2022年11月19日(土) 16:20~17:50
Zoom1 オンライン(ライブ配信)
オーガナイザー
小出泰士(芝浦工業大学)
提題
- 再考「着床前遺伝学的検査は人間の尊厳と両立可能か」
盛永審一郎(小松大学大学院) - ヒト胚研究に対する規制と「人間の尊厳」の原理―フランス憲法院の判例に基づく考察―
小林真紀(愛知大学) - 「原則禁止だが例外的に容認」は、倫理的に正しいか
小出泰士(芝浦工業大学)
キーワード
人の生命の萌芽、新規胚、14日ルール、着床前診断、人間の尊厳
報告
近年、技術の進展に伴い、世界的にヒト胚の取扱いに関する規制が徐々に緩和されてきている。わが国でも、「人の尊厳」に配慮して、「ヒト受精胚を特に尊重して取扱うことが不可欠」としながらも、条件付きでヒト胚研究や着床前診断が容認されている。
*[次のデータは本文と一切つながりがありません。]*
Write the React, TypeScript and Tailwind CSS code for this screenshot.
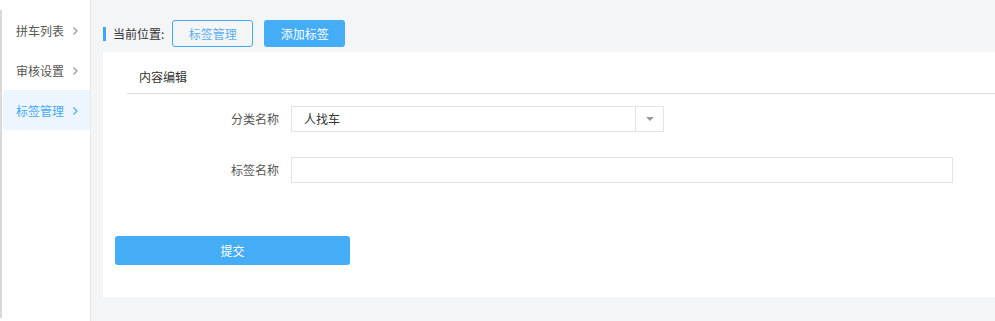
import React from "react";

const font = { fontFamily: '"Noto Sans CJK SC", "Microsoft YaHei", sans-serif' };

function Chevron({ color }: { color: string }) {
  return (
    <svg width="7" height="10" viewBox="0 0 7 10" fill="none">
      <polyline points="1.5,1.5 5,5 1.5,8.5" stroke={color} strokeWidth="1.2" />
    </svg>
  );
}

export default function App() {
  const items = [
    { t: "拼车列表", active: false },
    { t: "审核设置", active: false },
    { t: "标签管理", active: true },
  ];
  return (
    <div className="flex h-[321px] w-[995px] bg-[#f4f5f7] text-[12px]" style={font}>
      <div className="w-[91px] shrink-0 bg-white border-r border-[#e8e8e8] pt-[13px]">
        <div className="h-full border-l-[2px] border-[#d9d9d9]">
          <div className="-mt-[3px]">
            {items.map((it) => (
              <div
                key={it.t}
                className={
                  "flex h-[40px] items-center justify-between pl-[13px] pr-[11px] pt-[1px] ml-[1px] " +
                  (it.active ? "bg-[#edf6ff] text-[#45a8f5]" : "text-[#555555]")
                }
              >
                <span>{it.t}</span>
                <Chevron color={it.active ? "#45a8f5" : "#999999"} />
              </div>
            ))}
          </div>
        </div>
      </div>
      <div className="flex-1 pl-[12px] pt-[20px]">
        <div className="flex h-[27px] items-center">
          <div className="h-[14px] w-[3px] bg-[#3fa5f5]" />
          <span className="ml-[7px] text-[#333333]">当前位置:</span>
          <div className="ml-[8px] flex h-[27px] w-[81px] items-center justify-center rounded-[3px] border border-[#45a8f5] text-[#5aaef0]">
            标签管理
          </div>
          <div className="ml-[11px] flex h-[27px] w-[81px] items-center justify-center rounded-[3px] bg-[#45acf6] text-white">
            添加标签
          </div>
        </div>
        <div className="mt-[5px] h-[245px] bg-white">
          <div className="ml-[24px] h-[42px] border-b border-[#dcdcdc] pl-[12px] pt-[16px] text-[#333333] leading-[18px]">
            内容编辑
          </div>
          <div className="mt-[12px] flex items-center">
            <div className="w-[188px] pr-[12px] text-right text-[#555555]">分类名称</div>
            <div className="flex h-[26px] w-[373px] items-center border border-[#e3e3e3]">
              <span className="flex-1 pl-[12px] text-[#333333]">人找车</span>
              <div className="flex h-full w-[28px] items-center justify-center border-l border-[#e3e3e3]">
                <svg width="8" height="5" viewBox="0 0 8 5">
                  <polygon points="0,0 8,0 4,4" fill="#999999" />
                </svg>
              </div>
            </div>
          </div>
          <div className="mt-[25px] flex items-center">
            <div className="w-[188px] pr-[12px] text-right text-[#555555]">标签名称</div>
            <div className="h-[26px] w-[662px] border border-[#e3e3e3]" />
          </div>
          <div className="ml-[12px] mt-[53px] flex h-[29px] w-[235px] items-center justify-center rounded-[3px] bg-[#45acf6] text-white">
            提交
          </div>
        </div>
      </div>
    </div>
  );
}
国際幹細胞学会も、2021年のガイドライン改正で、いわゆる14日ルールを廃止した。日本、ドイツ、フランスの現状を踏まえて、改めてヒト胚と人間の尊厳について考えたい。
(盛永報告)
ハーバーマスは、「人間の尊厳という論拠を、人間の生命の始まりに適用させることは、誰をも絶対的に納得させることは不可能」として尊厳議論から撤退し、新たに「統合性Integrity」という観点からPGTの是非を論じる。すると、遺伝子を修繕あるいは改変するための診断としてのPGTは、統合性を侵害するものである故に、不育症のPGT-A /SRも許容できないとなる。しかし、胚が100%胎児として育たず、流産するならば、「胎児の保護」対「女性の自己決定権」の葛藤の問題となり、不育症の受精卵の選別のPGT-A /SRは可能と考えられる。但し、受精胚が壊れて「もの」となっているからではない。あくまでも、受精胚に対しては二人称として、治療的関係として関わる態度が必要だ。
(小林報告)
ヒト胚研究規制について生命倫理法による明確な枠組みを整備してきたフランスを例にとり、憲法院による改正法に関する合憲性審査のなかで「人間の尊厳」の原理がどのような役割を果たしてきたかという点について考察した。その結果、複数の判例の分析から、法原理としての「人間の尊厳」は、胚研究に対する規制緩和の「歯止め」というよりはむしろ(緩和の)「お墨付き」として捉えられることを導き出した。とりわけ2021年改正法によって胚研究が認められる範囲は相当に拡大されたにもかかわらず、これについて憲法院は「人間の尊厳」の原理を援用した踏み込んだ審査を行わないまま合憲判断を下している。したがって、法で認められるべきヒト胚研究の目的には一定の限界があると認めることを、憲法院自身が放棄したことにならないか、再考する必要があるといえる。
(小出報告)
わが国では、研究のためにヒト受精胚を損なわないこと及び新規胚を作成しないことを原則としつつも、科学的合理性と社会的妥当性を条件に、例外的にヒト胚研究を容認している。フランスでも、人間の尊厳の侵害を禁止し、その生命の始まりから尊重するとしながらも、医学目的を条件にヒト胚研究を容認している。もっともフランスでは、研究用の新規胚作成は依然として禁止している。こうした原則禁止だが例外的に容認という論理自体は筋が通っており、将来に向けた研究の重要性、必要性は言うまでもない。だが、比較不可能な無限の価値を有する人間の尊厳という哲学的含意が忘却された時、人の生命の萌芽であるヒト受精胚は、単なる研究材料に堕してしまう恐れはないだろうか。